Monday, Jun. 15, 1998

Nicely Naughty

By RICHARD CORLISS

In moon-princess luster, she is the heir to Winona Ryder. As an icon of indie film, she's a teen Parker Posey. But don't waste comparisons on Christina Ricci. At 18, she is her own, clever young actress grown up onscreen from the gothic child playing with dead things in Casper and The Addams Family to the buxom blond in The Opposite of Sex. "I love her access to her dark places," says Sex auteur Don Roos. "There's a very mature, adult mind behind that childlike face."

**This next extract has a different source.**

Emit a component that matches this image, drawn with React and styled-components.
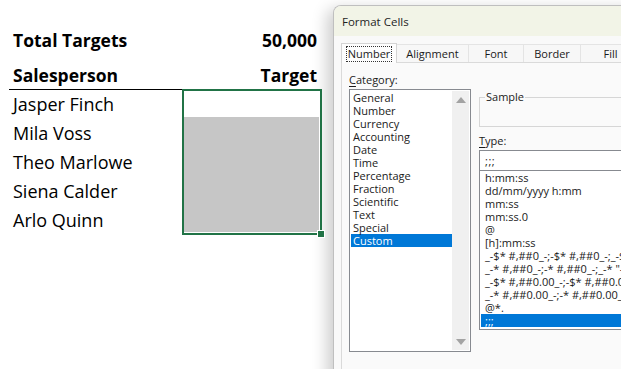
import React from "react"
import styled, { createGlobalStyle } from "styled-components"

const GlobalStyle = createGlobalStyle`
  html, body {
    margin: 0;
    padding: 0;
    background: #ffffff;
    overflow: hidden;
  }
  body {
    font-family: "Open Sans", "Noto Sans", sans-serif;
  }
`

const Page = styled.div`
  display: flex;
  width: 621px;
  height: 369px;
  overflow: hidden;
`

/* ---------- spreadsheet ---------- */

const Sheet = styled.div`
  flex: 0 0 333px;
  padding: 26px 0 0 9px;
  box-sizing: border-box;
  display: grid;
  grid-template-columns: 173px 140px;
  grid-template-rows: 35px 29px repeat(5, 29px);
  align-content: start;
  font-family: "Open Sans", sans-serif;
  color: #000;
`

const Cell = styled.div`
  grid-column: ${(p) => p.col};
  grid-row: ${(p) => p.row};
  height: 29px;
  line-height: 29px;
  padding: 0 5px 0 4px;
  font-size: ${(p) => (p.bold ? "17.5px" : "18px")};
  font-weight: ${(p) => (p.bold ? 700 : 400)};
  text-align: ${(p) => (p.right ? "right" : "left")};
  white-space: nowrap;
  border-bottom: ${(p) => (p.underline ? "1.5px solid #000" : "none")};
  box-sizing: border-box;
`

const Selection = styled.div`
  grid-column: 2;
  grid-row: 3 / 8;
  position: relative;
  margin-top: -1px;
  border: 2px solid #217346;
  display: flex;
  flex-direction: column;
  background: #fff;
`

const ActiveCell = styled.div`
  height: 26px;
`

const Shaded = styled.div`
  flex: 1;
  margin: 0 1px 1px 0;
  background: #c6c6c6;
`

const FillHandle = styled.div`
  position: absolute;
  right: -5px;
  bottom: -5px;
  width: 6px;
  height: 6px;
  background: #217346;
  border: 1px solid #fff;
`

/* ---------- dialog ---------- */

const Dialog = styled.div`
  flex: 0 0 330px;
  margin-top: 5px;
  height: 400px;
  background: #f9f9f9;
  border: 1px solid #bfbfbf;
  border-right: none;
  border-radius: 8px 0 0 0;
  box-shadow: -6px 4px 16px rgba(0, 0, 0, 0.2);
  font-family: "Open Sans", "Noto Sans", sans-serif;
  font-size: 11px;
  color: #1a1a1a;
  overflow: hidden;
`

const TitleBar = styled.div`
  height: 30px;
  display: flex;
  align-items: center;
  padding-left: 8px;
  background: #f2f4e7;
  font-size: 11.5px;
  color: #1f1f1f;
`

const DialogBody = styled.div`
  padding: 6px 0 0 7px;
`

const TabRow = styled.div`
  display: flex;
  align-items: flex-end;
  height: 20px;
`

const Tab = styled.div`
  height: ${(p) => (p.active ? "20px" : "18px")};
  width: ${(p) => p.w}px;
  box-sizing: border-box;
  display: flex;
  align-items: center;
  justify-content: center;
  background: ${(p) => (p.active ? "#fdfdfd" : "#f7f7f7")};
  border: 1px solid ${(p) => (p.active ? "#d4d4d4" : "#e4e4e4")};
  border-bottom: none;
  border-left: ${(p) => (p.first ? "" : "none")};
  margin-bottom: ${(p) => (p.active ? "-1px" : "0")};
  position: relative;
  z-index: ${(p) => (p.active ? 1 : 0)};
  color: #1a1a1a;
`

const FocusLabel = styled.span`
  outline: 1px dotted #333;
  outline-offset: 0;
  padding: 0 1px;
  line-height: 14px;
`

const Panel = styled.div`
  border: 1px solid #dadada;
  border-right: none;
  background: #fafafa;
  height: 320px;
  display: flex;
  gap: 8px;
  padding: 8px 0 0 7px;
  box-sizing: border-box;
`

const Column = styled.div`
  display: flex;
  flex-direction: column;
  width: ${(p) => (p.w ? `${p.w}px` : "auto")};
  flex: ${(p) => (p.w ? "0 0 auto" : "1")};
`

const Label = styled.div`
  height: 17px;
  line-height: 17px;
  margin-bottom: 1px;
  color: #1a1a1a;
`

const Key = styled.span`
  text-decoration: underline;
  text-underline-offset: 2px;
`

const ListBox = styled.div`
  height: 263px;
  box-sizing: border-box;
  border: 1px solid #878a90;
  background: #fff;
  display: flex;
  padding: 1px;
`

const Items = styled.div`
  flex: 1;
`

const Item = styled.div`
  height: 13px;
  line-height: 13px;
  padding-left: 2px;
  white-space: nowrap;
  background: ${(p) => (p.selected ? "#0078d7" : "transparent")};
  color: ${(p) => (p.selected ? "#fff" : "#1a1a1a")};
`

const ScrollBar = styled.div`
  width: 17px;
  background: #f0f0f0;
  display: flex;
  flex-direction: column;
  justify-content: space-between;
  align-items: center;
  padding: 6px 0 5px;
`

const Arrow = styled.div`
  width: 0;
  height: 0;
  border-left: 5px solid transparent;
  border-right: 5px solid transparent;
  border-bottom: ${(p) => (p.down ? "none" : "6px solid #a3a3a3")};
  border-top: ${(p) => (p.down ? "6px solid #a3a3a3" : "none")};
`

const Fieldset = styled.fieldset`
  margin: 19px 0 5px;
  padding: 0;
  height: 37px;
  box-sizing: border-box;
  border: 1px solid #d6d6d6;
  border-right: none;
  legend {
    padding: 0 1px;
    margin-left: 5px;
    line-height: 14px;
  }
`

const TypeInput = styled.div`
  height: 21px;
  box-sizing: border-box;
  border: 1px solid #878a90;
  border-right: none;
  background: #fff;
  padding: 0 5px;
  line-height: 19px;
  letter-spacing: 0.5px;
`

const TypeList = styled.div`
  height: 159px;
  box-sizing: border-box;
  border: 1px solid #878a90;
  border-top: none;
  border-right: none;
  background: #fff;
  padding: 0 0 0 1px;
  overflow: hidden;
`

const TypeItem = styled.div`
  height: 13px;
  line-height: 13px;
  padding-left: 4px;
  white-space: nowrap;
  background: ${(p) => (p.selected ? "#0078d7" : "transparent")};
  color: ${(p) => (p.selected ? "#fff" : "#1a1a1a")};
`

const people = ["Jasper Finch", "Mila Voss", "Theo Marlowe", "Siena Calder", "Arlo Quinn"]

const categories = [
  "General",
  "Number",
  "Currency",
  "Accounting",
  "Date",
  "Time",
  "Percentage",
  "Fraction",
  "Scientific",
  "Text",
  "Special",
  "Custom",
]

const formats = [
  "h:mm:ss",
  "dd/mm/yyyy h:mm",
  "mm:ss",
  "mm:ss.0",
  "@",
  "[h]:mm:ss",
  '_-$* #,##0_-;-$* #,##0_-;_-$* "-"_-;_-@_-',
  '_-* #,##0_-;-* #,##0_-;_-* "-"_-;_-@_-',
  '_-$* #,##0.00_-;-$* #,##0.00_-;_-$* "-"??_-;_-@_-',
  '_-* #,##0.00_-;-* #,##0.00_-;_-* "-"??_-;_-@_-',
  "@*.",
  ";;;",
]

const tabs = [
  { name: "Alignment", w: 72 },
  { name: "Font", w: 55 },
  { name: "Border", w: 57 },
  { name: "Fill", w: 60 },
]

const App = () => {
  return (
    <Page>
      <GlobalStyle />
      <Sheet>
        <Cell col={1} row={1} bold>
          Total Targets
        </Cell>
        <Cell col={2} row={1} bold right>
          50,000
        </Cell>
        <Cell col={1} row={2} bold underline>
          Salesperson
        </Cell>
        <Cell col={2} row={2} bold right underline>
          Target
        </Cell>
        {people.map((name, i) => (
          <Cell key={name} col={1} row={i + 3}>
            {name}
          </Cell>
        ))}
        <Selection>
          <ActiveCell />
          <Shaded />
          <FillHandle />
        </Selection>
      </Sheet>

      <Dialog>
        <TitleBar>Format Cells</TitleBar>
        <DialogBody>
          <TabRow>
            <Tab active first w={56}>
              <FocusLabel>Number</FocusLabel>
            </Tab>
            {tabs.map((t) => (
              <Tab key={t.name} w={t.w}>
                {t.name}
              </Tab>
            ))}
          </TabRow>
          <Panel>
            <Column w={122}>
              <Label>
                <Key>C</Key>ategory:
              </Label>
              <ListBox>
                <Items>
                  {categories.map((c) => (
                    <Item key={c} selected={c === "Custom"}>
                      {c}
                    </Item>
                  ))}
                </Items>
                <ScrollBar>
                  <Arrow />
                  <Arrow down />
                </ScrollBar>
              </ListBox>
            </Column>
            <Column>
              <Fieldset>
                <legend>Sample</legend>
              </Fieldset>
              <Label>
                <Key>T</Key>ype:
              </Label>
              <TypeInput>;;;</TypeInput>
              <TypeList>
                {formats.map((f, i) => (
                  <TypeItem key={i} selected={f === ";;;"}>
                    {f}
                  </TypeItem>
                ))}
              </TypeList>
            </Column>
          </Panel>
        </DialogBody>
      </Dialog>
    </Page>
  )
}

export default App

There always has been. The daughter of a primal-scream therapist who became a lawyer and a fashion model and real estate agent who raised four kids, Ricci was a devoted reader of C.S. Lewis' The Chronicles of Narnia. She has conflicting memories of her young self. "I was the good child," she says, "always well behaved. Even if I wanted to kill someone." She also says, "I was an evil child--well, misguided. I just felt school was never going to end, that there was a weird smell in the classroom I was going to have to smell for the rest of my life. If a little kid could be depressed, I guess I was depressed."

Acting, which she has done since age 8, was her escape route. "You know how little kids always want to have a job, to be their fathers with the briefcases? Well, this job gave me a purpose." Now, she confesses, she's no longer always angry--"although I am kind of enraged on a regular basis."

With roles in half a dozen eccentric projects, including Fear and Loathing in Las Vegas, 200 Cigarettes and Vincent Gallo's Buffalo '66, Ricci has no interest in acting lessons. "It's my job--why would I want to do it in my free time?" She has already achieved so much so soon: she's been, and become, Christina Ricci.